Kepala Sub-Direktorat Pembinaan dan Penegakan Hukum Direktorat Lalu Lintas Polda Metro Jaya Komisaris M Nasir menambahkan, pihaknya turut mendampingi razia emisi yang dilaksanakan Dinas Perhubungan DKI Jakarta. Operasi itu tidak digelar secara rutin karena pelaksanaannya memerlukan alat berat dan waktu yang diperlukan untuk melakukan uji emisi cukup lama hingga 15-20 menit. Razia emisi terakhir dilaksanakan menjelang Idul Fitri 2019.
”Operasi itu dilaksanakan berdasarkan kebutuhan. Kita koordinasi dengan dinas perhubungan. Ketika alatnya siap, kita akan tindak lanjuti dan laksanakan pengawasan,” ucap Nasir.
Ia menambahkan, razia emisi biasanya dijalankan di laju jalan yang cukup luas untuk melakukan penertiban, seperti di sekitar pom bensin. Kendaraan dengan emisi gas buang tidak sesuai standar tidak akan diterbitkan uji kirnya.
Lebih jauh, Pemerintah DKI juga tengah mengkaji kenaikan tarif parkir kawasan. Kelak, sejumlah kawasan pusat kegiatan akan dikenai tarif tinggi agar masyarakat beralih menggunakan transportasi umum.
”Tentu setelah kajian selesai, kami akan melakukan revisi peraturan gubernur dan kami akan segera terapkan. Sebab, kalau sekarang Rp 5.000 per jam itu kayak enggak ada artinya bagi warga Jakarta,” tutur Syafrin.
Ketua Koalisi Pejalan Kaki Alfred Sitorus juga berpendapat, tarif parkir saat ini tidak membebani masyarakat sehingga penggunaan kendaraan pribadi tidak terbatasi. Ia menganggap, peningkatan jumlah pengguna angkutan umum saat ini belum signifikan karena angkutan umum masih bersaing dengan kendaraan pribadi.

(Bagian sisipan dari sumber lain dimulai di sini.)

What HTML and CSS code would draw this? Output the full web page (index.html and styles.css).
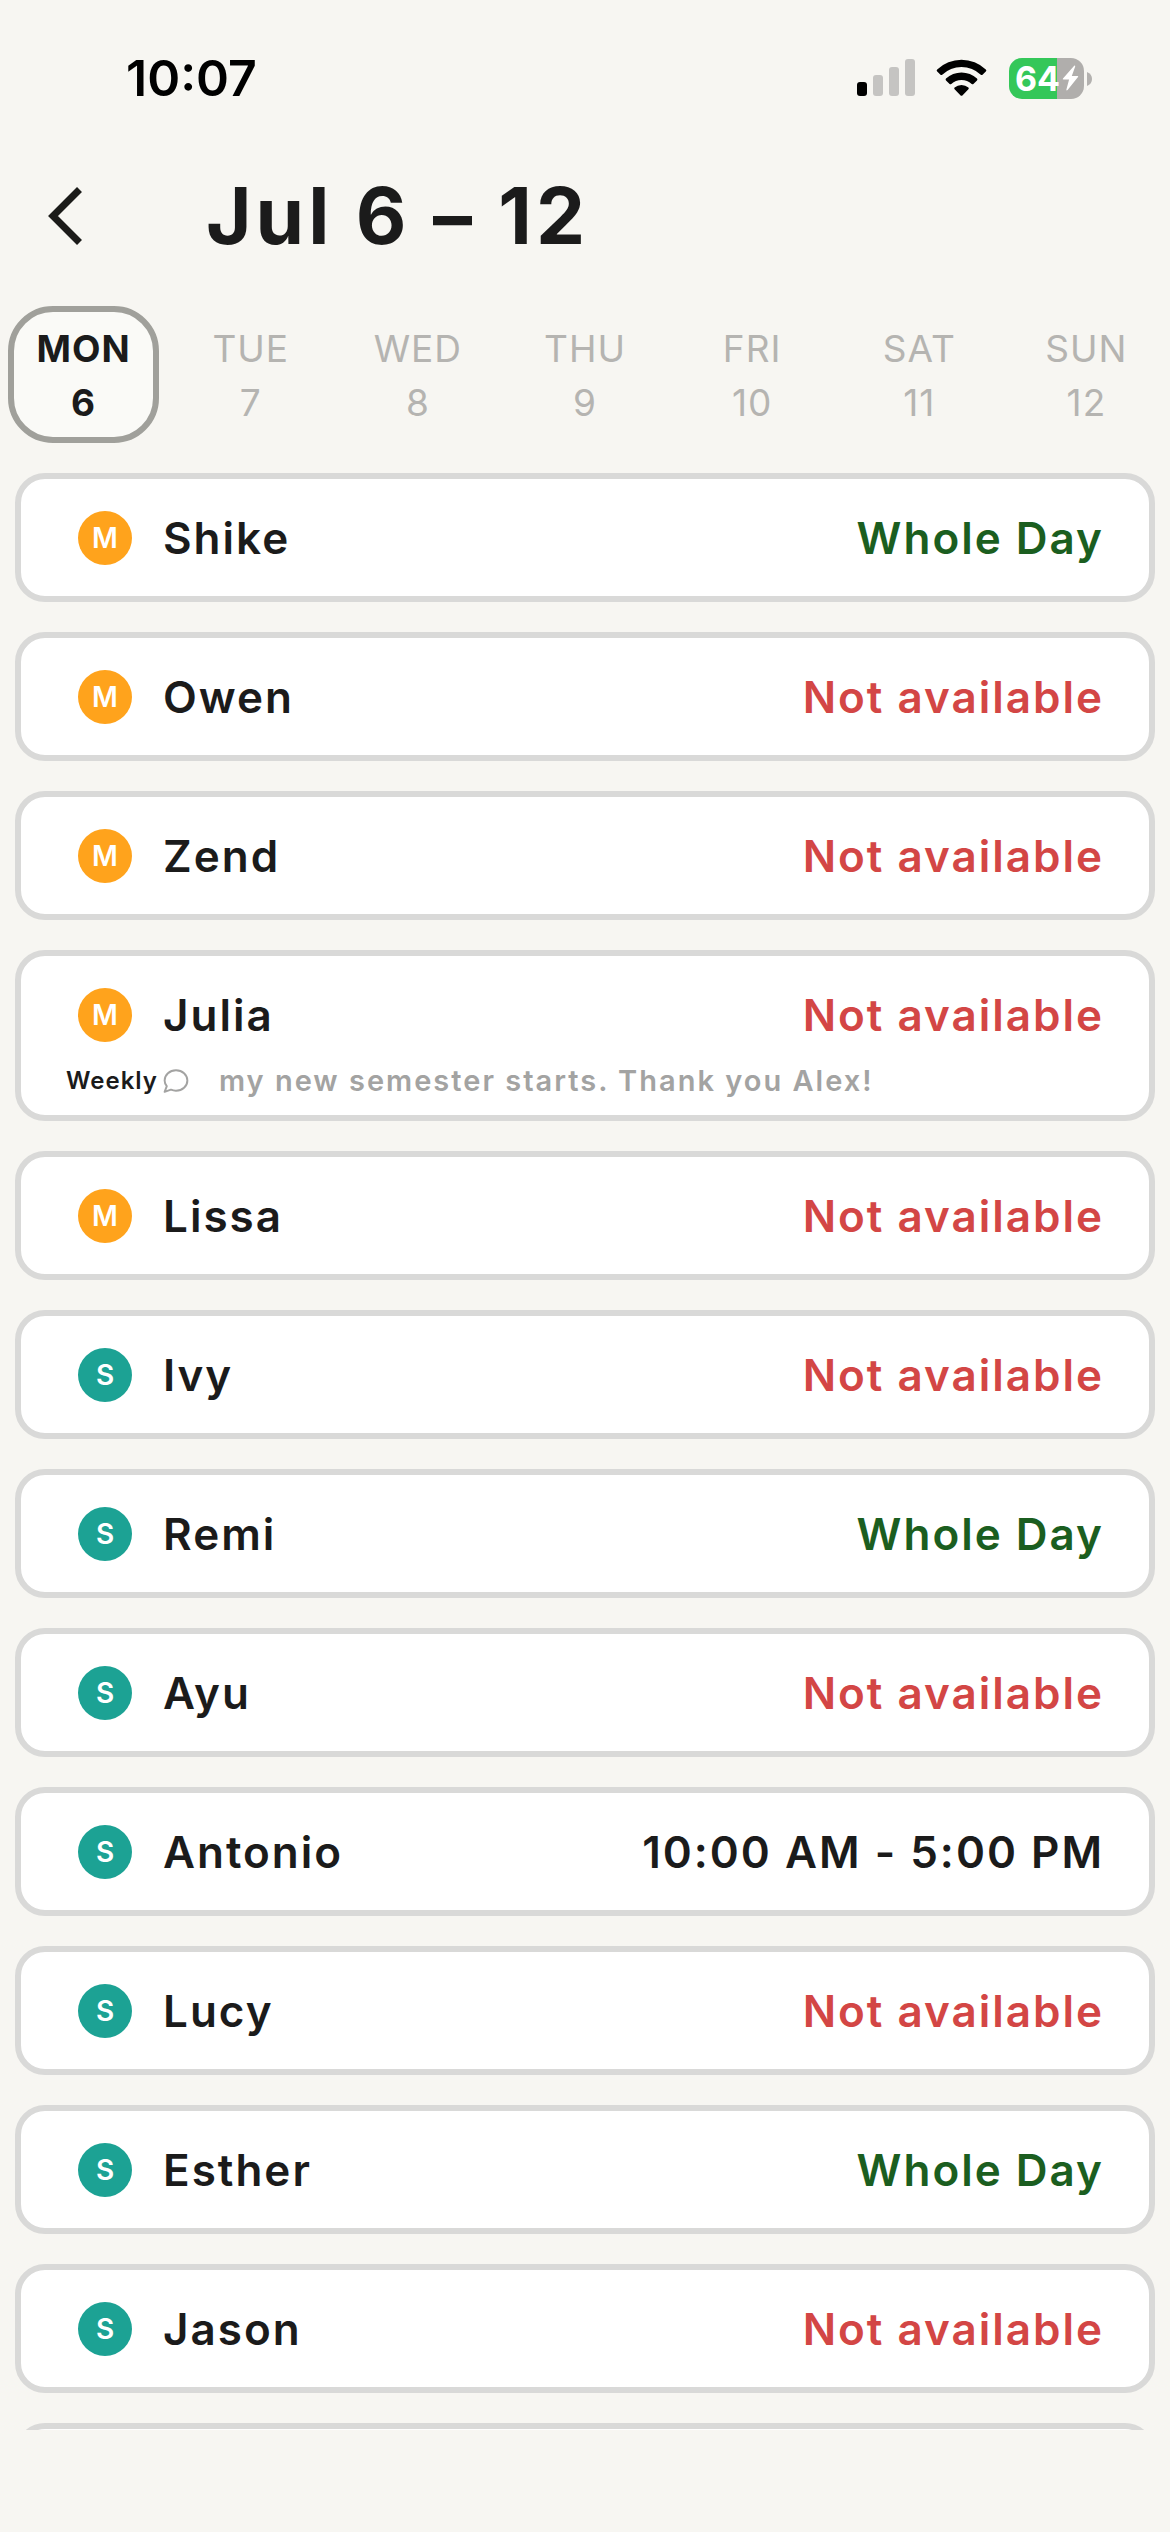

”Kita harus berani membatasi orang menggunakan kendaraan pribadi. Saya sepakat ketika Jakarta mulai mewacanakan tarif parkir progresif hingga Rp 50.000 per jam. Itu enggak masalah. Itu, kan, mengendalikan. Bukan melarang orang (menggunakan kendaraan pribadi),” ujar Alfred.